Kizzmekia Corbett, an NIH immunologist leading the charge in developing a coronavirus vaccine, has suggested that the pandemic could be a ‘genocide’ against black people. The 34-year-old researcher, who is with the Vaccine Research Center, a division of the National Institute of Allergy and Infectious Diseases (NIAID), implied in a tweet that doctors would deliberately let black Americans die as they would be denied ventilators in case of shortage.
Referring to a Bloomberg article on March 29, she wrote: “I tweet for the people who will die when doctors has [sic] to choose who gets the last ventilator and ultimately… who lives.” “The poor. And, while the article doesn’t explicitly say it… the black.”
Making unprofessional social media posts about sensitive government work can violate federal ethical guidelines, according to U.S. media. The Department of Health and Human Services, which has accused her of sharing controversial tweets about the COVID-19 pandemic, has begun reviewing her social media accounts.
After her Twitter posts were shared by Fox News Friday night, Corbett switched her account to private. Reports said she had earlier disagreed with Surgeon General Jerome Adams after he asked black Americans to avoid cigarettes and alcohol in order to protect their health during the epidemic.
In a response, Corbett wrote: “Black ppl are not dying more because of their behaviors that is just a cop out to adjust accountability”.
The viral immunologist has been studying coronaviruses like SARS and MERS since she arrived at the National Institutes of Health in 2014. An NIH scholar and also a Meyerhoff Scholar, she earned her Ph.D. in Microbiology and Immunology from the University of North Carolina at Chapel Hill in 2014.
Her research interests entail elucidating mechanisms of viral pathogenesis and host immunity as they pertain to vaccine development.
Dr Kizzmekia Corbett, left, senior research fellow and scientific lead for coronavirus vaccines and immunopathogenesis team in the Viral Pathogenesis Laboratory, talked with President Donald Trump as he toured the Viral Pathogenesis Laboratory at the NIH in Bethesda, Md.

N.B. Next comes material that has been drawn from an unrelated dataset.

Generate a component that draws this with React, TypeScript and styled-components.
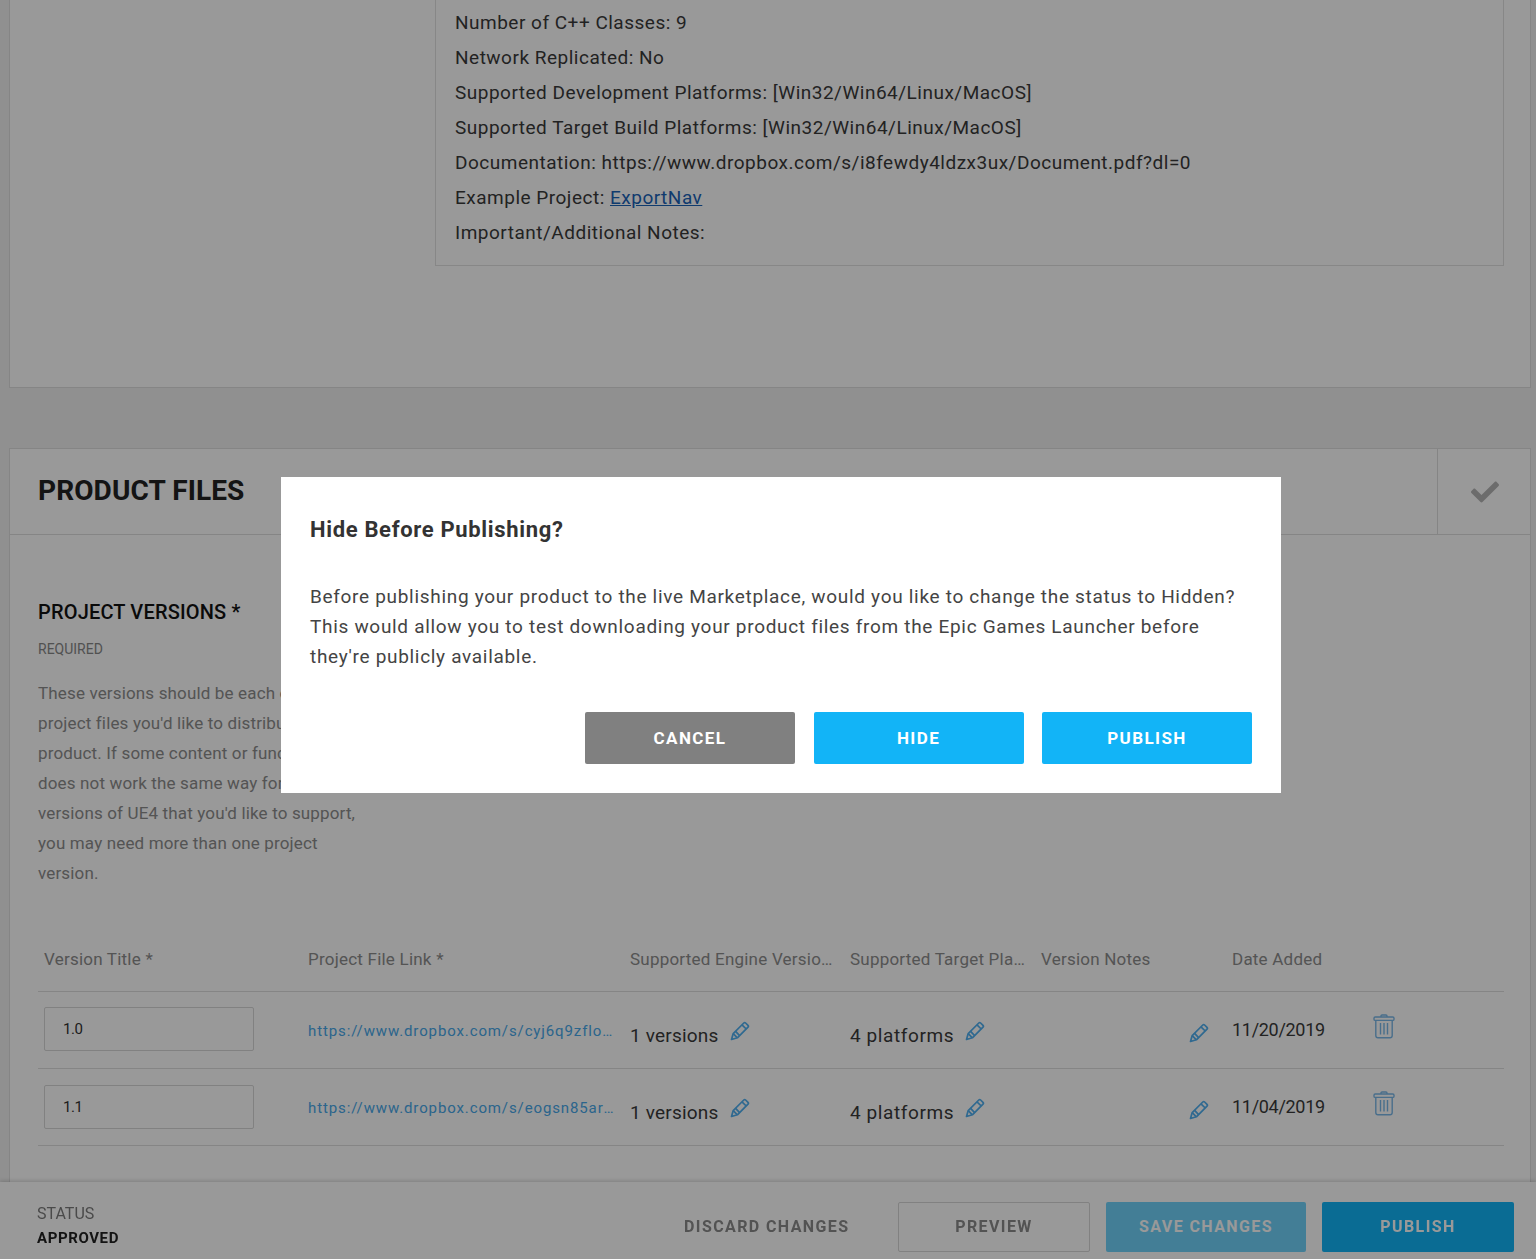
import React from "react";
import styled, { createGlobalStyle } from "styled-components";
import { FaCheck } from "react-icons/fa";

const Global = createGlobalStyle`
  html, body { margin: 0; height: 1259px; overflow: hidden; background: #f0f0f0; }
  body { font-family: Roboto, "Liberation Sans", sans-serif; }
  * { box-sizing: border-box; }
`;

const Page = styled.div`
  height: 1259px;
  overflow: hidden;
  padding: 0 5px 0 9px;
  background: #f0f0f0;
`;

const TopPanel = styled.section`
  height: 388px;
  background: #fff;
  border: 1px solid #dedede;
  border-top: 0;
  padding: 0 26px 0 425px;
`;

const SpecBox = styled.div`
  border: 1px solid #e2e2e2;
  border-top: 0;
  padding: 5px 20px 15px 19px;
`;

const SpecLine = styled.p`
  margin: 0;
  font-size: 19px;
  line-height: 35px;
  letter-spacing: 0.5px;
  color: #3a3a3a;
  white-space: nowrap;
`;

const SpecLink = styled.a`
  color: #1a63b8;
  text-decoration: underline;
`;

const FilesPanel = styled.section`
  margin-top: 60px;
  background: #fff;
  border: 1px solid #dedede;
  height: 900px;
`;

const FilesHeader = styled.header`
  display: flex;
  align-items: stretch;
  justify-content: space-between;
  height: 86px;
  border-bottom: 1px solid #dedede;
`;

const FilesTitle = styled.h2`
  margin: 0 0 2px;
  padding-left: 28px;
  align-self: center;
  font-size: 28px;
  font-weight: 700;
  letter-spacing: 0.1px;
  color: #222;
`;

const CheckCell = styled.div`
  width: 93px;
  border-left: 1px solid #dedede;
  display: flex;
  align-items: center;
  justify-content: center;
  padding-left: 1px;
  color: #b5b5b5;
  font-size: 28px;
`;

const FilesBody = styled.div`
  padding: 63px 26px 0 28px;
`;

const GroupTitle = styled.h3`
  margin: 0;
  font-size: 20px;
  line-height: 28px;
  font-weight: 500;
  letter-spacing: 0.17px;
  color: #111;
`;

const RequiredNote = styled.div`
  margin-top: 14px;
  font-size: 14px;
  line-height: 18px;
  color: #888;
`;

const GroupText = styled.p`
  margin: 20px 0 0;
  font-size: 17px;
  line-height: 30px;
  letter-spacing: 0.15px;
  color: #8c8c8c;
  white-space: nowrap;
`;

const Table = styled.div`
  margin-top: 43px;
  width: 1466px;
`;

const columns = "264px 322px 220px 191px 191px 141px 1fr";

const HeadRow = styled.div`
  display: grid;
  grid-template-columns: ${columns};
  height: 61px;
  padding-bottom: 5px;
  align-items: center;
  border-bottom: 1px solid #dedede;
`;

const HeadCell = styled.div`
  padding: 0 6px;
  font-size: 17px;
  letter-spacing: 0.22px;
  color: #8c8c8c;
  white-space: nowrap;
  overflow: hidden;
  text-overflow: ellipsis;
`;

const VersionInput = styled.input`
  width: 210px;
  height: 44px;
  border: 1px solid #d8d8d8;
  border-radius: 2px;
  background: #fff;
  padding: 0 18px;
  font: 15px Roboto, sans-serif;
  letter-spacing: -0.5px;
  color: #333;
  outline: none;
`;

const Row = styled.div`
  display: grid;
  grid-template-columns: ${columns};
  height: 77px;
  align-items: center;
  border-bottom: 1px solid #dedede;
  &:nth-child(2) ${VersionInput} {
    margin-bottom: 2px;
  }
`;

const Cell = styled.div`
  padding: 0 6px;
  display: flex;
  align-items: center;
  min-width: 0;
`;

const FileLink = styled.a`
  display: block;
  width: 309px;
  margin-top: 2px;
  font-size: 15px;
  letter-spacing: 0.88px;
  color: #48a8ea;
  text-decoration: none;
  white-space: nowrap;
  overflow: hidden;
  text-overflow: ellipsis;
`;

const CountText = styled.span<{ $spacing: number }>`
  font-size: 19px;
  letter-spacing: ${(p) => p.$spacing}px;
  color: #3a3a3a;
  margin-top: 10px;
`;

const PencilButton = styled.span`
  display: inline-flex;
  margin-left: 11px;
  margin-top: 2px;
  color: #50b0f0;
`;

const NotesCell = styled(Cell)`
  justify-content: flex-end;
  padding-right: 17px;
  margin-top: 4px;
`;

const DateText = styled.span`
  font-size: 18px;
  letter-spacing: -0.3px;
  color: #3a3a3a;
  margin-bottom: 2px;
`;

const TrashButton = styled.span`
  display: inline-flex;
  color: #7ab8e8;
  margin: 0 0 8px 0;
`;

const Footer = styled.footer`
  position: fixed;
  left: 0;
  right: 0;
  bottom: 0;
  height: 77px;
  background: #fff;
  box-shadow: 0 -1px 4px rgba(0, 0, 0, 0.18);
  display: flex;
  align-items: center;
  justify-content: space-between;
  padding: 0 22px 0 37px;
`;

const StatusBlock = styled.div`
  padding-top: 10px;
`;

const StatusLabel = styled.div`
  font-size: 16px;
  line-height: 24px;
  color: #7c7c7c;
`;

const StatusValue = styled.div`
  font-size: 15px;
  line-height: 24px;
  font-weight: 700;
  letter-spacing: 0.6px;
  color: #222;
`;

const FooterActions = styled.div`
  display: flex;
  align-items: center;
  padding-top: 12px;
  gap: 16px;
`;

type Kind = "plain" | "outline" | "faded" | "solid" | "gray";

const ActionButton = styled.button<{ $w: number; $kind: Kind }>`
  width: ${(p) => p.$w}px;
  height: 50px;
  padding: 0;
  white-space: nowrap;
  border-radius: 2px;
  font: 700 16px Roboto, sans-serif;
  letter-spacing: 1.4px;
  cursor: pointer;
  border: ${(p) => (p.$kind === "outline" ? "1px solid #d8d8d8" : "0")};
  background: ${(p) =>
    p.$kind === "plain" || p.$kind === "outline"
      ? "transparent"
      : p.$kind === "gray"
        ? "#808080"
        : "#12b4f7"};
  color: ${(p) => (p.$kind === "plain" || p.$kind === "outline" ? "#8a8a8a" : "#fff")};
  opacity: ${(p) => (p.$kind === "faded" ? 0.6 : 1)};
`;

const DiscardButton = styled(ActionButton)`
  margin-right: 33px;
`;

const ModalButton = styled(ActionButton)`
  height: 52px;
  font-size: 17px;
`;

const Overlay = styled.div`
  position: fixed;
  inset: 0;
  background: rgba(0, 0, 0, 0.4);
  display: flex;
  justify-content: center;
  padding: 477px 0 0 26px;
`;

const Modal = styled.div`
  width: 1000px;
  height: 316px;
  background: #fff;
  padding: 30px 29px 29px;
`;

const ModalTitle = styled.h2`
  margin: 0;
  font-size: 22px;
  line-height: 46px;
  font-weight: 700;
  letter-spacing: 0.66px;
  color: #333;
`;

const ModalText = styled.p`
  margin: 29px 0 0;
  font-size: 19px;
  line-height: 30px;
  letter-spacing: 0.69px;
  color: #444;
`;

const ModalActions = styled.div`
  display: flex;
  justify-content: flex-end;
  gap: 18.5px;
  margin-top: 40px;
`;

const Pencil = () => (
  <svg width="20" height="20" viewBox="0 0 20 20" fill="none" stroke="currentColor" strokeWidth="1.7" strokeLinejoin="round">
    <path d="M1.5 18.5 L3.2 12.6 L13.8 2 a1.3 1.3 0 0 1 1.8 0 L18 4.4 a1.3 1.3 0 0 1 0 1.8 L7.4 16.8 Z" />
    <path d="M3.2 12.6 L7.4 16.8 M5.6 10.4 L9.6 14.6 M12 3.8 L16.2 8" />
  </svg>
);

const Trash = () => (
  <svg width="22" height="25" viewBox="0 0 22 25" fill="none" stroke="currentColor" strokeWidth="1.4" strokeLinejoin="round">
    <path d="M8 3 V2 a1 1 0 0 1 1-1 h4 a1 1 0 0 1 1 1 V3" />
    <rect x="1" y="3" width="20" height="3.4" rx="1.2" />
    <path d="M2.8 6.4 V21.5 a2.2 2.2 0 0 0 2.2 2.2 H17 a2.2 2.2 0 0 0 2.2-2.2 V6.4" />
    <path d="M7.5 9 V20.5 M11 9 V20.5 M14.5 9 V20.5" />
  </svg>
);

const specs = [
  "Number of C++ Classes: 9",
  "Network Replicated: No",
  "Supported Development Platforms: [Win32/Win64/Linux/MacOS]",
  "Supported Target Build Platforms: [Win32/Win64/Linux/MacOS]",
  "Documentation: https://www.dropbox.com/s/i8fewdy4ldzx3ux/Document.pdf?dl=0",
];

const heads = [
  "Version Title *",
  "Project File Link *",
  "Supported Engine Versions *",
  "Supported Target Platforms *",
  "Version Notes",
  "Date Added",
  "",
];

const guidance = [
  "These versions should be each of the",
  "project files you'd like to distribute for your",
  "product. If some content or functionality",
  "does not work the same way for different",
  "versions of UE4 that you'd like to support,",
  "you may need more than one project",
  "version.",
];

const rows = [
  { version: "1.0", link: "https://www.dropbox.com/s/cyj6q9zflo7nw3k/ExportNav.zip?dl=0", date: "11/20/2019" },
  { version: "1.1", link: "https://www.dropbox.com/s/eogsn85ar2kd1vt/ExportNav.zip?dl=0", date: "11/04/2019" },
];

export default function App() {
  return (
    <>
      <Global />
      <Page>
        <TopPanel>
          <SpecBox>
            {specs.map((s) => (
              <SpecLine key={s}>{s}</SpecLine>
            ))}
            <SpecLine>
              Example Project: <SpecLink href="#">ExportNav</SpecLink>
            </SpecLine>
            <SpecLine>Important/Additional Notes:</SpecLine>
          </SpecBox>
        </TopPanel>
        <FilesPanel>
          <FilesHeader>
            <FilesTitle>PRODUCT FILES</FilesTitle>
            <CheckCell>
              <FaCheck />
            </CheckCell>
          </FilesHeader>
          <FilesBody>
            <GroupTitle>PROJECT VERSIONS *</GroupTitle>
            <RequiredNote>REQUIRED</RequiredNote>
            <GroupText>
              {guidance.map((line) => (
                <React.Fragment key={line}>
                  {line}
                  <br />
                </React.Fragment>
              ))}
            </GroupText>
            <Table>
              <HeadRow>
                {heads.map((h, i) => (
                  <HeadCell key={i}>{h}</HeadCell>
                ))}
              </HeadRow>
              {rows.map((r) => (
                <Row key={r.version}>
                  <Cell>
                    <VersionInput readOnly value={r.version} />
                  </Cell>
                  <Cell>
                    <FileLink href="#">{r.link}</FileLink>
                  </Cell>
                  <Cell>
                    <CountText $spacing={0.2}>1 versions</CountText>
                    <PencilButton>
                      <Pencil />
                    </PencilButton>
                  </Cell>
                  <Cell>
                    <CountText $spacing={0.6}>4 platforms</CountText>
                    <PencilButton>
                      <Pencil />
                    </PencilButton>
                  </Cell>
                  <NotesCell>
                    <PencilButton>
                      <Pencil />
                    </PencilButton>
                  </NotesCell>
                  <Cell>
                    <DateText>{r.date}</DateText>
                  </Cell>
                  <Cell>
                    <TrashButton>
                      <Trash />
                    </TrashButton>
                  </Cell>
                </Row>
              ))}
            </Table>
          </FilesBody>
        </FilesPanel>
      </Page>
      <Footer>
        <StatusBlock>
          <StatusLabel>STATUS</StatusLabel>
          <StatusValue>APPROVED</StatusValue>
        </StatusBlock>
        <FooterActions>
          <DiscardButton $w={165} $kind="plain">DISCARD CHANGES</DiscardButton>
          <ActionButton $w={192} $kind="outline">PREVIEW</ActionButton>
          <ActionButton $w={200} $kind="faded">SAVE CHANGES</ActionButton>
          <ActionButton $w={192} $kind="solid">PUBLISH</ActionButton>
        </FooterActions>
      </Footer>
      <Overlay>
        <Modal>
          <ModalTitle>Hide Before Publishing?</ModalTitle>
          <ModalText>
            Before publishing your product to the live Marketplace, would you like to change the
            status to Hidden? This would allow you to test downloading your product files from the
            Epic Games Launcher before they're publicly available.
          </ModalText>
          <ModalActions>
            <ModalButton $w={210} $kind="gray">CANCEL</ModalButton>
            <ModalButton $w={210} $kind="solid">HIDE</ModalButton>
            <ModalButton $w={210} $kind="solid">PUBLISH</ModalButton>
          </ModalActions>
        </Modal>
      </Overlay>
    </>
  );
}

Last month, Corbett and her team began running the first human trials of the vaccine in Seattle, just 66 days after the initial viral sequence release, which according to her is “a testament to rapid vaccine development for emerging diseases.”
Sen. Kamala Harris, D-Calif., recently praised Corbett on Twitter, saying she was “leading the charge around the clock to develop a vaccine for coronavirus. The world owes you and your team a debt of gratitude.”
In spite of the controversy surrounding some of Corbett’s tweets, worrying data from the Centers for Disease Control and Prevention (CDC) show that 30 percent of COVID-19 patients are African American, even though African Americans make up around 13 percent of the population of the U.S.
In the virus epicenter New York, figures released Friday by the city’s Health Department show that black people are twice as likely to die from coronavirus than white people.
According to the data, 1,999 black people in NYC have been killed by the coronavirus, making up a third of the city’s total death toll, despite being just 22 percent of the city’s population.
Analysts have also raised concerns about how coronavirus has taken a hugely disproportionate toll on people of color, blaming the disparities on factors such as access to health care and types of jobs that tend to vary based on race.
Governor Andrew Cuomo at his daily press briefing Wednesday said he would investigate these racial disparities in coronavirus deaths.
“Why are more African Americans and Latinos affected?”
“We’re seeing this around the country. Comorbidity, I understand that, but I think there’s something more to it. You know, it always seems that the poorest people pay the highest price. Why is that? Whatever the situation is.”
At the moment, more than 37,000 people in the U.S. have died from the deadly virus while over 700,000 have been infected.